Reader Mike Martin points to an initiative called the Copenhangen Consensus being promoted by The Economist and Bjorn Lomborg’s Environmental Assessment Institute in which nine economists, including four Nobel prizewinners, are supposed to set priorities for global challenges, notably including global warming and sanitation and water. As regular readers will know, one of Lomborg’s favorite arguments is that money spent on mitigating global warming would be better allocated to clean water, a point on which I’ve repeatedly challenged his consistency and sincerity. (Start here and work back).
So who’s on the panel. The list is (with Nobel prizewinners indicated by asterisks)
1. Jagdish Bhagwati
2. Robert Fogel*
3. Bruno Frey
4. James Heckman*
5. Justin Yifu Lin
6. Douglass North*
7. Thomas Schelling
8. Vernon L. Smith*
9. Nancy Stokey
What can we say about this list? The Nobel prizewinners are obviously eminent, but they’re not the names that spring to the front of my mind when I think about a question like setting global priorities for development and the environment. Heckman is a micro-econometrician, Smith is an experimenter, focusing on micro issues, and Fogel and North are economic historians (North’s ideas are relevant to the big-picture issues of growth and development, so he’s a partial exception, but only a partial one).

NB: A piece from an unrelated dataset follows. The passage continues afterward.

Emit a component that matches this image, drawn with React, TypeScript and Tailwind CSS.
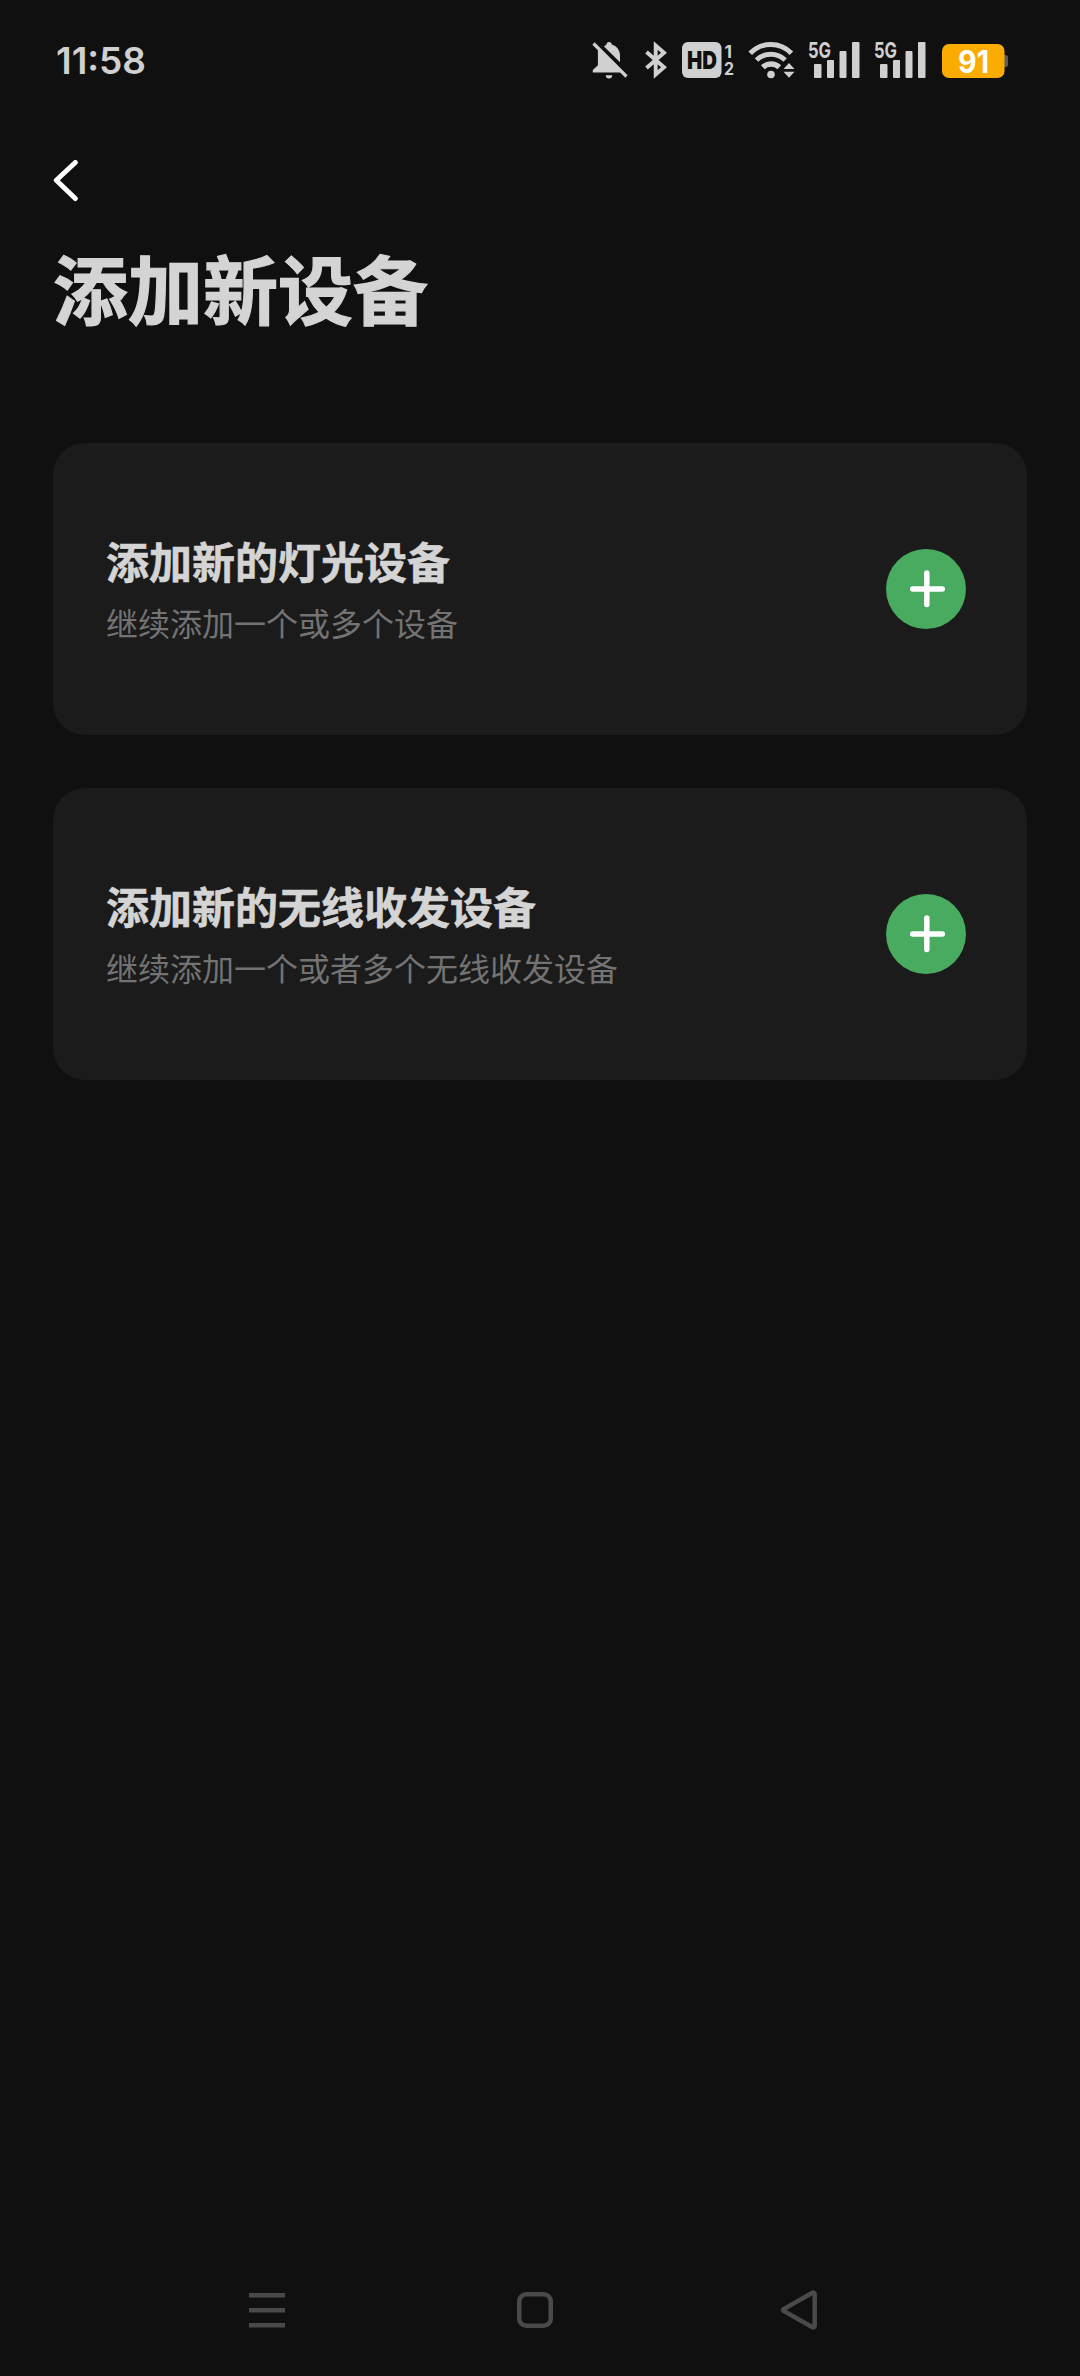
const LATIN = "font-['Inter','Noto_Sans_CJK_SC',sans-serif]";

type DeviceOption = { title: string; description: string };

const OPTIONS: DeviceOption[] = [
  { title: '添加新的灯光设备', description: '继续添加一个或多个设备' },
  { title: '添加新的无线收发设备', description: '继续添加一个或者多个无线收发设备' },
];

function BellOffIcon() {
  return (
    <svg width="36" height="38" viewBox="0 0 36 38" fill="#d0d0d0">
      <path d="M14.5 3.600a2.600 2.600 0 0 1 5.200 0C24.800 5 28 9.500 28 14.500v6.800L12 5.600c.8-.8 1.600-1.500 2.500-2Z" />
      <path d="M6.200 7.500 29 31.500H.8V29l5.100-4.800V9.500Z" />
      <path d="M13.800 34.200h6.400a3.200 3.200 0 0 1-6.400 0Z" />
      <path d="M1.500 2.500 34.500 35.500" stroke="#d0d0d0" strokeWidth="3.200" />
    </svg>
  );
}

function BluetoothIcon() {
  return (
    <svg width="23" height="38" viewBox="0 0 23 38" fill="none" stroke="#d0d0d0" strokeWidth="3.900">
      <path d="M1.500 11 19 26.300 10.700 33.500v-29l8.300 7.200L1.500 27" />
    </svg>
  );
}

function HdIcon() {
  return (
    <svg width="53" height="38" viewBox="0 0 53 38" className={LATIN}>
      <rect x="0" y="1" width="39.500" height="36" rx="6" fill="#d0d0d0" />
      <text x="5" y="28" fontSize="25" fontWeight="900" fill="#101010" textLength="30" lengthAdjust="spacingAndGlyphs">HD</text>
      <text x="42.500" y="16.500" fontSize="17" fontWeight="700" fill="#d0d0d0" textLength="7.500" lengthAdjust="spacingAndGlyphs">1</text>
      <text x="42" y="34" fontSize="17" fontWeight="700" fill="#d0d0d0" textLength="10" lengthAdjust="spacingAndGlyphs">2</text>
    </svg>
  );
}

function WifiIcon() {
  return (
    <svg width="47" height="38" viewBox="0 0 47 38" fill="none" stroke="#d0d0d0" strokeWidth="5">
      <path d="M2.200 12.300a28.500 28.500 0 0 1 41.200 0" />
      <path d="M8.500 19a20.500 20.500 0 0 1 28.600 0" />
      <path d="M14.800 26.200a12.500 12.500 0 0 1 16.500 0" strokeWidth="5.500" />
      <circle cx="23" cy="33.500" r="3.800" fill="#d0d0d0" stroke="none" />
      <path d="m41 22 5.500 6h-11ZM41 36.800l5.500-6h-11Z" fill="#d0d0d0" stroke="none" />
    </svg>
  );
}

function SignalIcon() {
  return (
    <svg width="52" height="38" viewBox="0 0 52 38" fill="#d0d0d0" className={`${LATIN} overflow-visible`}>
      <text x="0" y="16.500" fontSize="22" fontWeight="700" textLength="23" lengthAdjust="spacingAndGlyphs">5G</text>
      <rect x="6" y="23" width="7.500" height="14" rx="1" />
      <rect x="19" y="19" width="7" height="18" rx="1" />
      <rect x="31.500" y="10" width="7" height="27" rx="1" />
      <rect x="44" y="1" width="7.500" height="36" rx="1" />
    </svg>
  );
}

function BatteryIcon() {
  return (
    <svg width="67" height="38" viewBox="0 0 67 38" className={LATIN}>
      <path d="M62 14h1.500a2.500 2.500 0 0 1 2.500 2.500v7a2.500 2.500 0 0 1-2.500 2.500H62Z" fill="#5c5c5c" />
      <rect x="0" y="3" width="62.500" height="34" rx="7" fill="#fbac03" />
      <text x="16" y="31.500" fontSize="31" fontWeight="700" fill="#fff" textLength="31" lengthAdjust="spacingAndGlyphs">91</text>
    </svg>
  );
}

function StatusBar() {
  return (
    <div className="flex h-[120px] items-center pr-[71px] pl-14">
      <span className={`${LATIN} text-[37px] leading-none font-semibold text-[#d0d0d0]`}>11:58</span>
      <div className="ml-auto flex items-center">
        <BellOffIcon />
        <div className="ml-[17px] flex"><BluetoothIcon /></div>
        <div className="ml-3.5 flex"><HdIcon /></div>
        <div className="ml-[13px] flex"><WifiIcon /></div>
        <div className="ml-[13px] flex gap-3.5">
          <SignalIcon />
          <SignalIcon />
        </div>
        <div className="ml-4 flex"><BatteryIcon /></div>
      </div>
    </div>
  );
}

function OptionCard({ title, description }: DeviceOption) {
  return (
    <section className="flex h-[292px] items-center justify-between rounded-[32px] bg-[#1b1b1b] pr-[61px] pl-[53px]">
      <div className="flex flex-col pt-0.5">
        <h2 className="text-[43px] leading-[64px] font-bold text-[#d4d4d4] [-webkit-text-stroke:0.6px_#d4d4d4]">{title}</h2>
        <p className="text-[32px] leading-[60px] font-normal text-[#737373]">{description}</p>
      </div>
      <button type="button" aria-label={title} className="size-20 rounded-full bg-[#48ab5f]">
        <svg width="80" height="80" viewBox="0 0 80 80" fill="none" stroke="#fff" strokeWidth="5.500" strokeLinecap="round">
          <path d="M26.700 40h29.600M40.800 24v31.500" />
        </svg>
      </button>
    </section>
  );
}

function NavBar() {
  return (
    <nav className="flex h-[132px] items-center pl-[249px] text-[#4a4a4a]">
      <svg width="36" height="36" viewBox="0 0 36 36" fill="currentColor">
        <path d="M0 1h36v4.500H0ZM0 16h36v4.500H0ZM0 31h36v4.500H0Z" />
      </svg>
      <svg className="ml-[232px]" width="36" height="36" viewBox="0 0 36 36" fill="none" stroke="currentColor" strokeWidth="4.500">
        <rect x="2.250" y="2.250" width="31.500" height="31.500" rx="7" />
      </svg>
      <svg className="ml-[227px]" width="38" height="40" viewBox="0 0 38 40" fill="none" stroke="currentColor" strokeWidth="4.500" strokeLinejoin="round">
        <path d="M3.600 19.100a1 1 0 0 0 0 1.800L32.500 37.200a1.500 1.500 0 0 0 2.200-1.300V4.100a1.500 1.500 0 0 0-2.200-1.300Z" />
      </svg>
    </nav>
  );
}

export default function App() {
  return (
    <div className="flex h-[2376px] w-[1080px] flex-col bg-[#101010] font-['Noto_Sans_CJK_SC',sans-serif]">
      <StatusBar />
      <header className="flex h-[323px] flex-col items-start px-[53px] pt-10">
        <button type="button" aria-label="返回" className="flex">
          <svg width="26" height="42" viewBox="0 0 26 42" fill="none" stroke="#fff" strokeWidth="5" strokeLinecap="round" strokeLinejoin="round">
            <path d="M22.300 2.500 3.300 20.300l19 18.200" />
          </svg>
        </button>
        <h1 className="mt-[35px] text-[75px] leading-[100px] font-bold text-[#d4d4d4] [-webkit-text-stroke:1.2px_#d4d4d4]">添加新设备</h1>
      </header>
      <main className="flex flex-1 flex-col gap-[53px] px-[53px]">
        {OPTIONS.map((option) => (
          <OptionCard key={option.title} {...option} />
        ))}
      </main>
      <NavBar />
    </div>
  );
}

The problem becomes clearer when I consider the names of those Nobelists who would be obvious candidates, including Kenneth Arrow, Joseph Stiglitz, James Mirrlees, Robert Solow and Amartya Sen. All of these economists have made extensive contributions to the theory of economic growth and development, and all have been keenly interested in environmental issues. Unfortunately for Lomborg, though, all except Mirrlees[1] are strong supporters of action to mitigate global warming. Having looked at the absentees, I look back at the list of inclusions and note that the one thing they have in common is that they are all generally regarded as right-wing.
It might be argued that Arrow and the others, having already expressed a viewpoint, have been excluded for that reason. But Schelling and Bhagwati have been equally active in the debate, Schelling arguing that global warming is not a big problem and Bhagwati on the free-trade side of the trade and environment debate.
Of the remaining panellists, Frey is a public choice theorists whose views are consistent with those I’ve mentioned above. I’ve only seen one paper by Lin (on reform in China) but that also seemed consistent. I’ve only ever read technical papers by Stokey (very good ones, I should say) so I can’t comment on her views.
All things considered, I will be very surprised if this panel comes up with the conclusion that mitigating global warming should be a high priority for the world.
Update: As several commentators have noted, we have yet to see what conclusion the panel reaches. If, contrary to my expectation, the panel correctly concludes that a global emissions trading system for greenhouse gases would both contribute to the mitigation of global warming and, by transferring tens of billions of dollars to poor countries, facilitate meeting the other challenges, I’ll happily, if a bit shamefacedly, take back everything I’ve said in criticism of Lomborg.
fn1. Mirrlees was very critical of the Club of Rome as I recall, and this might lead to the supposition that he would support Lomborg’s viewpoint. But it was pretty hard for an economist not to be criticial of the Club of Rome. Perhaps readers can advise if Mirrlees has taken a public position on the issue of global warming.